Chorei. E foi pela garrafa de café. 

Peguei-a na esperança de haver jeito, mas jeito não havia, pois a pobre estava completamente estilhaçada por dentro. Engraçado, mantinha-se intacta por fora, com sua pose forte, sem rachaduras nem nada. Quem a visse assim, diria que vai muito bem, obrigada. Mas, qual nada, por dentro, estilhaçada a pobre. Não havia mais utilidade - ou haveria? Precisaria de uma troca de alma, de vida. Precisaria de outro rumo. 
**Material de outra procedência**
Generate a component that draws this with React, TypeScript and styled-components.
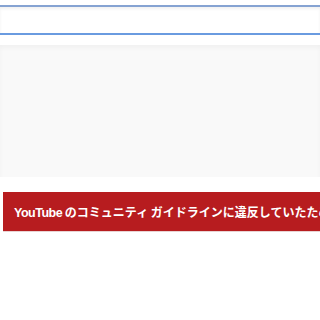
import React from 'react';
import styled, { createGlobalStyle } from 'styled-components';

const GlobalStyle = createGlobalStyle`
  html, body {
    margin: 0;
    padding: 0;
    background: #ffffff;
  }
  body {
    font-family: "Noto Sans CJK JP", "Noto Sans", sans-serif;
    overflow: hidden;
  }
`;

const Page = styled.div`
  width: 320px;
  height: 320px;
  display: flex;
  flex-direction: column;
  overflow: hidden;
`;

const TopEdge = styled.div`
  height: 5px;
  flex-shrink: 0;
`;

const Frame = styled.div`
  height: 26px;
  flex-shrink: 0;
  border-top: 2px solid #86a3d2;
  border-bottom: 2px solid #6a9be0;
  background: #ffffff;
  box-shadow: inset 0 2px 3px rgba(0, 0, 0, 0.06);
`;

const Gap = styled.div<{ $h: number }>`
  height: ${({ $h }) => $h}px;
  flex-shrink: 0;
`;

const Placeholder = styled.div`
  height: 132px;
  flex-shrink: 0;
  background: #f9f9f9;
  box-shadow: inset 0 3px 4px rgba(0, 0, 0, 0.035);
`;

const Banner = styled.div`
  margin-left: 3px;
  height: 39px;
  flex-shrink: 0;
  background: #b71c1f;
  border-bottom: 1px solid #e8d3d3;
  display: flex;
  align-items: center;
  padding-left: 11px;
  white-space: nowrap;
  overflow: hidden;
`;

const Message = styled.span`
  color: #ffffff;
  font-size: 12px;
  font-weight: 700;
  letter-spacing: 0;
`;

const Brand = styled.span`
  font-family: "Liberation Sans", Arial, sans-serif;
  font-size: 12.5px;
  font-weight: 700;
  letter-spacing: -0.5px;
`;

export default function App() {
  return (
    <>
      <GlobalStyle />
      <Page>
        <TopEdge />
        <Frame />
        <Gap $h={10} />
        <Placeholder />
        <Gap $h={15} />
        <Banner>
          <Message>
            <Brand>YouTube</Brand> のコミュニティ ガイドラインに違反していたため
          </Message>
        </Banner>
      </Page>
    </>
  );
}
Chorando, pedi desculpas à garrafa de café, guerreira que era. Eu amava a garrafa de café que por dentro, agora, estava morta. estilhaçada, em picadinhos. Quantas vezes pensei em jogar notebook ou celular na parede e feliz veria os dois objetos se espatifando no ar, seria uma visão do paraíso para mim. No entanto, no momento em que lancei mão da pobre garrafa, me doeu a alma. Em prantos, pedi-lhe desculpas. Já não era a mesma, e a culpa era toda minha. Tinha enfrentado e resistido bravamente a tantas mudanças de casa, de cidade, de humores. Jamais havia sequer caído no chão por descuido, era coisa, talvez a única, objeto de cuidado. Tinha sido barata, eu não dera nada por ela, achei que não ia durar, e lá se foram sete anos. Já nem deve existir mais o modelo. 

Ainda estou em prantos pela garrafa de café. Era preta, ela. Linda. Eu amava a garrafa de café que depois de sete anos, estilhaçou-se. Espatifou. Por fora, ainda bela viola. Por dentro, já não a reconheço. 

Não reconheço mais nada. Ai, garrafa de café, me perdoe. Eu te amava.